*** Supplied information

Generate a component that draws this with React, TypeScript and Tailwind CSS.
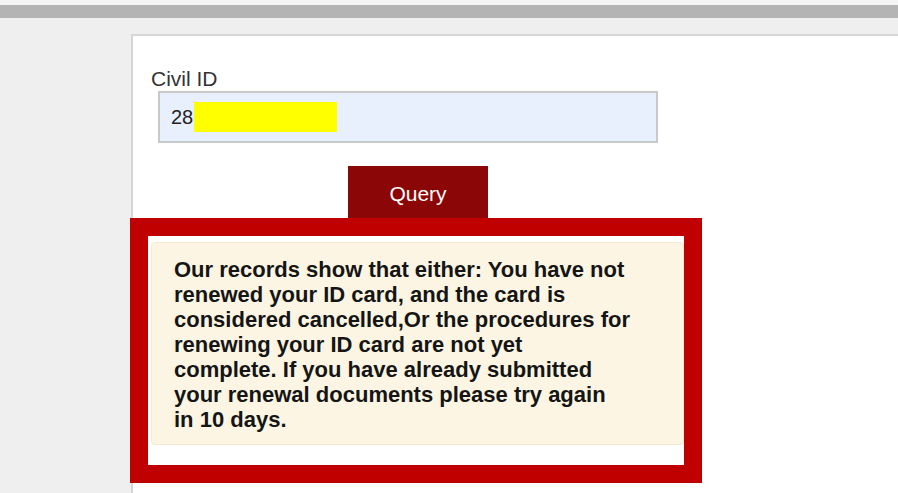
export default function App() {
  const lines = [
    "Our records show that either: You have not",
    "renewed your ID card, and the card is",
    "considered cancelled,Or the procedures for",
    "renewing your ID card are not yet",
    "complete. If you have already submitted",
    "your renewal documents please try again",
    "in 10 days.",
  ];
  return (
    <div
      className="h-[493px] w-[898px] overflow-hidden bg-[#efefef]"
      style={{ fontFamily: '"Liberation Sans", Arial, sans-serif' }}
    >
      <div className="h-[5px] bg-[#f4f4f4]" />
      <div className="h-[13px] bg-[#b4b4b4]" />
      <div className="pl-[131px] pt-[16px]">
        <div className="h-[459px] border-l-2 border-t-2 border-[#d6d6d6] bg-white">
          <div className="pl-[18px] pt-[31px] text-[21px] leading-[24px] text-[#333]">Civil ID</div>
          <div className="ml-[25px] mt-[0px] flex h-[52px] w-[500px] items-center border-2 border-[#c9c9c9] bg-[#e8f0fe] pl-[11px]">
            <span className="text-[20px] text-[#222]">28</span>
            <span className="ml-[1px] h-[30px] w-[143px] bg-[#ffff00]" />
          </div>
          <div className="ml-[215px] mt-[23px] flex h-[52px] w-[140px] items-start justify-center bg-[#8b0606] pt-[16px] text-[21px] leading-[24px] text-white">
            Query
          </div>
          <div className="-ml-[3px] h-[265px] w-[572px] border-[18px] border-[#c00000] bg-white pl-[3px] pt-[6px]">
            <div className="h-[203px] w-[533px] rounded-[4px] border border-[#f3ead0] bg-[#fcf5e3] pl-[22px] pt-[14px]">
              {lines.map((l) => (
                <div key={l} className="whitespace-nowrap text-[22px] font-bold leading-[25px] text-[#151515]">
                  {l}
                </div>
              ))}
            </div>
          </div>
        </div>
      </div>
    </div>
  );
}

******

Each line above is to be copied verbatim. Drop any image from the copy.

Generate a component that draws this with React, TypeScript and Tailwind CSS.
export default function App() {
  const lines = [
    "Our records show that either: You have not",
    "renewed your ID card, and the card is",
    "considered cancelled,Or the procedures for",
    "renewing your ID card are not yet",
    "complete. If you have already submitted",
    "your renewal documents please try again",
    "in 10 days.",
  ];
  return (
    <div
      className="h-[493px] w-[898px] overflow-hidden bg-[#efefef]"
      style={{ fontFamily: '"Liberation Sans", Arial, sans-serif' }}
    >
      <div className="h-[5px] bg-[#f4f4f4]" />
      <div className="h-[13px] bg-[#b4b4b4]" />
      <div className="pl-[131px] pt-[16px]">
        <div className="h-[459px] border-l-2 border-t-2 border-[#d6d6d6] bg-white">
          <div className="pl-[18px] pt-[31px] text-[21px] leading-[24px] text-[#333]">Civil ID</div>
          <div className="ml-[25px] mt-[0px] flex h-[52px] w-[500px] items-center border-2 border-[#c9c9c9] bg-[#e8f0fe] pl-[11px]">
            <span className="text-[20px] text-[#222]">28</span>
            <span className="ml-[1px] h-[30px] w-[143px] bg-[#ffff00]" />
          </div>
          <div className="ml-[215px] mt-[23px] flex h-[52px] w-[140px] items-start justify-center bg-[#8b0606] pt-[16px] text-[21px] leading-[24px] text-white">
            Query
          </div>
          <div className="-ml-[3px] h-[265px] w-[572px] border-[18px] border-[#c00000] bg-white pl-[3px] pt-[6px]">
            <div className="h-[203px] w-[533px] rounded-[4px] border border-[#f3ead0] bg-[#fcf5e3] pl-[22px] pt-[14px]">
              {lines.map((l) => (
                <div key={l} className="whitespace-nowrap text-[22px] font-bold leading-[25px] text-[#151515]">
                  {l}
                </div>
              ))}
            </div>
          </div>
        </div>
      </div>
    </div>
  );
}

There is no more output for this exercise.